Data block:
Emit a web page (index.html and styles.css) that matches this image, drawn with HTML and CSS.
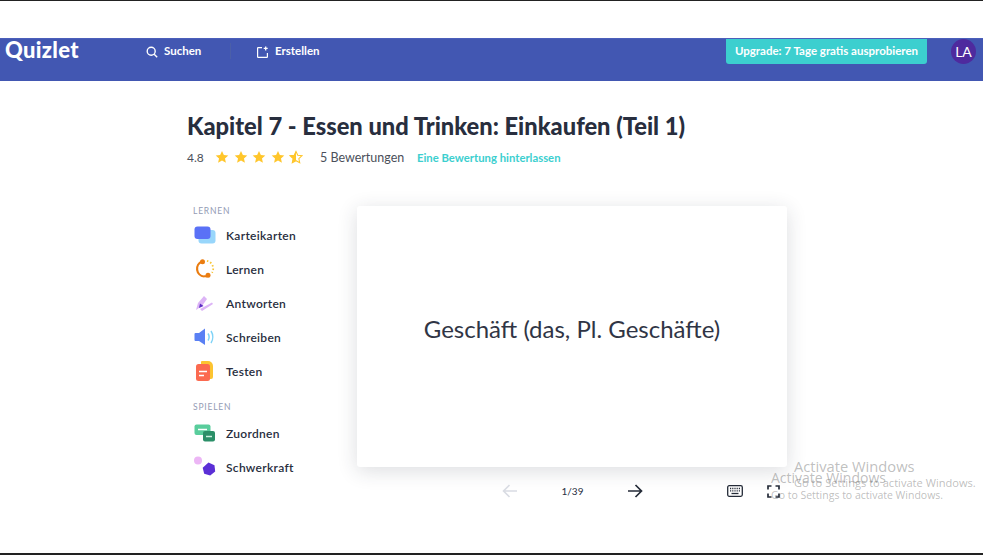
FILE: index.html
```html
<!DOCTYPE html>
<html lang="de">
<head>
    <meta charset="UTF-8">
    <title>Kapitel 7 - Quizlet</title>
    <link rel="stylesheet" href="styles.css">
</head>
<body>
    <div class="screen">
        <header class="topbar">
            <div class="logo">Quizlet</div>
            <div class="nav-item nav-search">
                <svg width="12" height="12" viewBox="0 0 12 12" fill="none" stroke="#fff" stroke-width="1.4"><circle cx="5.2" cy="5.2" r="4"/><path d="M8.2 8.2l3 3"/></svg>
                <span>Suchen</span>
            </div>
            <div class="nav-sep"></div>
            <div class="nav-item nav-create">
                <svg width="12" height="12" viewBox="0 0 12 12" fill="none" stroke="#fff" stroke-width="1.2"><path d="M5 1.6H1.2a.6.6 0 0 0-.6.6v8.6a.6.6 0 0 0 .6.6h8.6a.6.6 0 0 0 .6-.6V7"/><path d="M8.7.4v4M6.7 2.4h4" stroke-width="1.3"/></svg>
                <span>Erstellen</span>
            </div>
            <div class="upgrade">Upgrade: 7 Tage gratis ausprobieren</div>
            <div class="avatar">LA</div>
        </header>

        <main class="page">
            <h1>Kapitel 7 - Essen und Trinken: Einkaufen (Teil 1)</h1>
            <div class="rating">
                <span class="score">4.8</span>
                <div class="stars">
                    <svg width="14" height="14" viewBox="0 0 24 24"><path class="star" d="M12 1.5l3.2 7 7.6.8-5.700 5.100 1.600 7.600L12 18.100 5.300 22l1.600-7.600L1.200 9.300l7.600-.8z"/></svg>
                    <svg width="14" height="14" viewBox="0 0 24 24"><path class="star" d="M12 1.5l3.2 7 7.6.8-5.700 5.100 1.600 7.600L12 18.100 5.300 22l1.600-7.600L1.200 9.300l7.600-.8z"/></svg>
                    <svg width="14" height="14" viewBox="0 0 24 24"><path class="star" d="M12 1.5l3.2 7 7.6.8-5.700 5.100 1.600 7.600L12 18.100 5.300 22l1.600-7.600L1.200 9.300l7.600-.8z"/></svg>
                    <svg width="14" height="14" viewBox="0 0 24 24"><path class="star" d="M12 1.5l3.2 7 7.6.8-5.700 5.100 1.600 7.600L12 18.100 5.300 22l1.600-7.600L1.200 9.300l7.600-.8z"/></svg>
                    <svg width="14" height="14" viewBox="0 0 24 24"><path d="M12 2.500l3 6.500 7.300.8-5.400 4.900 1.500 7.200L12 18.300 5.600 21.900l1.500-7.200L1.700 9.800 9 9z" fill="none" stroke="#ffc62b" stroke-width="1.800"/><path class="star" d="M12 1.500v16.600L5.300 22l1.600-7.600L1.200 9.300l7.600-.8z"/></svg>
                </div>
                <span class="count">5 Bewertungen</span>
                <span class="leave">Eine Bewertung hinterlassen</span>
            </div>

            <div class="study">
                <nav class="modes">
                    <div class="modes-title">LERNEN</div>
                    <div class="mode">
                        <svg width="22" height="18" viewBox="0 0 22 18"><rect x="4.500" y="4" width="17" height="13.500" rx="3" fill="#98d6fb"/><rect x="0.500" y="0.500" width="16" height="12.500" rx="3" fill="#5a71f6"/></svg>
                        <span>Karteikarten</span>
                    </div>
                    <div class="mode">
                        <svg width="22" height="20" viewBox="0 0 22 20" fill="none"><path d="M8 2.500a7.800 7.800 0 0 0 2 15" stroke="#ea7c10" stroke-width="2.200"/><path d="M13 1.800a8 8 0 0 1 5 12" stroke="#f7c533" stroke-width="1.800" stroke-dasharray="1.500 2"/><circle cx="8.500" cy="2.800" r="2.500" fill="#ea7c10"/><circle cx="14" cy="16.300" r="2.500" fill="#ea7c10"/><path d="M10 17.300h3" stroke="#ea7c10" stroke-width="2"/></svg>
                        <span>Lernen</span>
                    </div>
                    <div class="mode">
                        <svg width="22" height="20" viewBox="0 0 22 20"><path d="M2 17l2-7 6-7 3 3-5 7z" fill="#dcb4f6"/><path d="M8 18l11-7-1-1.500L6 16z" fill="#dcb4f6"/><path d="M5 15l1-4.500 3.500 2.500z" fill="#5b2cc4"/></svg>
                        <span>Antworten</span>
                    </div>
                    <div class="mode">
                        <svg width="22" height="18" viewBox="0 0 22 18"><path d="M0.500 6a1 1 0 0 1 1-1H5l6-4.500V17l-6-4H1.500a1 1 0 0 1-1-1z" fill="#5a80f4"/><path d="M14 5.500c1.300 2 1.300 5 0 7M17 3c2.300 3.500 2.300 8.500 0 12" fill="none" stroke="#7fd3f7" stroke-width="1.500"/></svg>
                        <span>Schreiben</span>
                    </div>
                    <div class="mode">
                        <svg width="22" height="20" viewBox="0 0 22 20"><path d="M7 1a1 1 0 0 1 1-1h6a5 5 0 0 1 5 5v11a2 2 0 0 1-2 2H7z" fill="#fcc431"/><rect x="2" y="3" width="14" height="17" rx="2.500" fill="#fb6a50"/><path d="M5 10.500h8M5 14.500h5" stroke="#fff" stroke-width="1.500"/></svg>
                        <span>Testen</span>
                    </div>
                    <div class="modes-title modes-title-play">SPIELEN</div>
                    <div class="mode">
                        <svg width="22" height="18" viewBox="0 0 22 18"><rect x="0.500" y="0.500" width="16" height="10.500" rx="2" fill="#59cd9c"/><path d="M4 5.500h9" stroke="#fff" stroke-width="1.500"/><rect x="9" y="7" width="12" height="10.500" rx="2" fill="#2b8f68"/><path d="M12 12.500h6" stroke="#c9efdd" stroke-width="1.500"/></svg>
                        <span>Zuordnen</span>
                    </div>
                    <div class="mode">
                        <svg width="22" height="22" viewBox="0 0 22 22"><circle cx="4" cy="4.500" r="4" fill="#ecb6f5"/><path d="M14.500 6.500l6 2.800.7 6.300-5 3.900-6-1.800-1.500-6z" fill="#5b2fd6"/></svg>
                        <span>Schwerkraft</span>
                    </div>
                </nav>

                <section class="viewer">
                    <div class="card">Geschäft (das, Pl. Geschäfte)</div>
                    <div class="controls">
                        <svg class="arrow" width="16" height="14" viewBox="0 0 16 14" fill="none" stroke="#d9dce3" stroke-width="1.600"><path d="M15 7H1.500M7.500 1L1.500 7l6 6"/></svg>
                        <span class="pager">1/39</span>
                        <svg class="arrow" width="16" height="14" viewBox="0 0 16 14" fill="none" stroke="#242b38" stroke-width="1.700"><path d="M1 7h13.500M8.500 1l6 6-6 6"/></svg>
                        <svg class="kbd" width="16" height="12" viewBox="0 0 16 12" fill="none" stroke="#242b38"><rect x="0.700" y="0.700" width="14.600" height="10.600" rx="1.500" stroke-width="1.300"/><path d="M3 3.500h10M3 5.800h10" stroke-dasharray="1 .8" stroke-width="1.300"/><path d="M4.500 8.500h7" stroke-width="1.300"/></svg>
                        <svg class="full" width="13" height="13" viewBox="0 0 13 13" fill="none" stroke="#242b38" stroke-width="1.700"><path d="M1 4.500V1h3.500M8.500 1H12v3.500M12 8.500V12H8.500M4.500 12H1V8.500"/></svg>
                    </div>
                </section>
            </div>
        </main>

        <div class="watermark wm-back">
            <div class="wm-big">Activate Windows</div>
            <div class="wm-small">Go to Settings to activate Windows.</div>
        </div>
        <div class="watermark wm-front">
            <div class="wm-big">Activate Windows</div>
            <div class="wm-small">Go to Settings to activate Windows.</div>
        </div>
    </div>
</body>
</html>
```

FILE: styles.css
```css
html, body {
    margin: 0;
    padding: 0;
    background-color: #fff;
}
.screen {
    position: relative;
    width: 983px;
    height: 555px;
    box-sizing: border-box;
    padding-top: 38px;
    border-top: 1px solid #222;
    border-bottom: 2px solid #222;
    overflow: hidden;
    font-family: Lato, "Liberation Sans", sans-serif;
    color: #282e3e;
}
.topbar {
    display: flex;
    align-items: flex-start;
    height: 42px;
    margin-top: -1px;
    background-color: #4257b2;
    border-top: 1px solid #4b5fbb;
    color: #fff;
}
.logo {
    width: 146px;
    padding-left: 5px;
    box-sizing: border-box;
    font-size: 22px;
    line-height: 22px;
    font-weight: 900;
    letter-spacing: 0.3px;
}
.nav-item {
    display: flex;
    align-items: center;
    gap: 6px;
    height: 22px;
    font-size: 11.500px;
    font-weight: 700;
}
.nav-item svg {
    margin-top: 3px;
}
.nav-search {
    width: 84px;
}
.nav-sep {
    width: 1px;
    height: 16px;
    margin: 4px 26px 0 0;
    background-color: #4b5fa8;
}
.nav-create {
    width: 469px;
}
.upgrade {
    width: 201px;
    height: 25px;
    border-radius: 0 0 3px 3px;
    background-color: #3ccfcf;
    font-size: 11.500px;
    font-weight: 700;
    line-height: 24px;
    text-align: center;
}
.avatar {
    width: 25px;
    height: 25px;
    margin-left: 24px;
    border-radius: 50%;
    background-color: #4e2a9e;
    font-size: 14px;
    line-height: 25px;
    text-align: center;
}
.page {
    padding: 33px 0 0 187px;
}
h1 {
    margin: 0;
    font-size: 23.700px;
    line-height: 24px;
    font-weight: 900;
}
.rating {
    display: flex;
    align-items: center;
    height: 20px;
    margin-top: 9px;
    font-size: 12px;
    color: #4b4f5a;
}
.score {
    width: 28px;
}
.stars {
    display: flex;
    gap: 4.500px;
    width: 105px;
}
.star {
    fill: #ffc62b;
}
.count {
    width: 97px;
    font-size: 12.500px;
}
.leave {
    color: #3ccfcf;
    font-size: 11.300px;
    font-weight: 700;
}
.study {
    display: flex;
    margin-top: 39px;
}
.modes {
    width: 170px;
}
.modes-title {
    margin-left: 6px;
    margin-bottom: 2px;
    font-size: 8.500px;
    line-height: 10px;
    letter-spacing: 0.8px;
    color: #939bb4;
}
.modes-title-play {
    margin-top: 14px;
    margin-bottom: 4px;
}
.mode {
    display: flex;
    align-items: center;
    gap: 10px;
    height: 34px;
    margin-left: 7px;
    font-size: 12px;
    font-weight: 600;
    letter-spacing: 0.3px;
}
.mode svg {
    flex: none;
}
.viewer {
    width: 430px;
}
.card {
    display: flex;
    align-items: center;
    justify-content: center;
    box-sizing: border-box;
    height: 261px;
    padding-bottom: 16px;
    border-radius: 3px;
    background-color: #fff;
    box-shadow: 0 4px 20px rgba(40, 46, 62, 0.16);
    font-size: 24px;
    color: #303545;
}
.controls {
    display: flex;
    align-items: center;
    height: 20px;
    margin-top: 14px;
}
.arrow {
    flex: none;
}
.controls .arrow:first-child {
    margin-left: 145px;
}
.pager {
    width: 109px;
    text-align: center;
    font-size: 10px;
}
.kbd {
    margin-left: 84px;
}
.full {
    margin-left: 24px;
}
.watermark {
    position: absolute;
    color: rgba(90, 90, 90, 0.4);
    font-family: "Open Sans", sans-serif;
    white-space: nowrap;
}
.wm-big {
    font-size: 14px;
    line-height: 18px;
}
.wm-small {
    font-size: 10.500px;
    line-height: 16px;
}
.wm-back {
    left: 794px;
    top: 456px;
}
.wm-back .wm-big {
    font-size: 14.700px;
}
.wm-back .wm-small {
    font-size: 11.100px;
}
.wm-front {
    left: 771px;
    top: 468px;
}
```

Stated task:
Pick out all the lines with the word "index" in them and copy them.

Exercise response:
Emit a web page (index.html and styles.css) that matches this image, drawn with HTML and CSS.
FILE: index.html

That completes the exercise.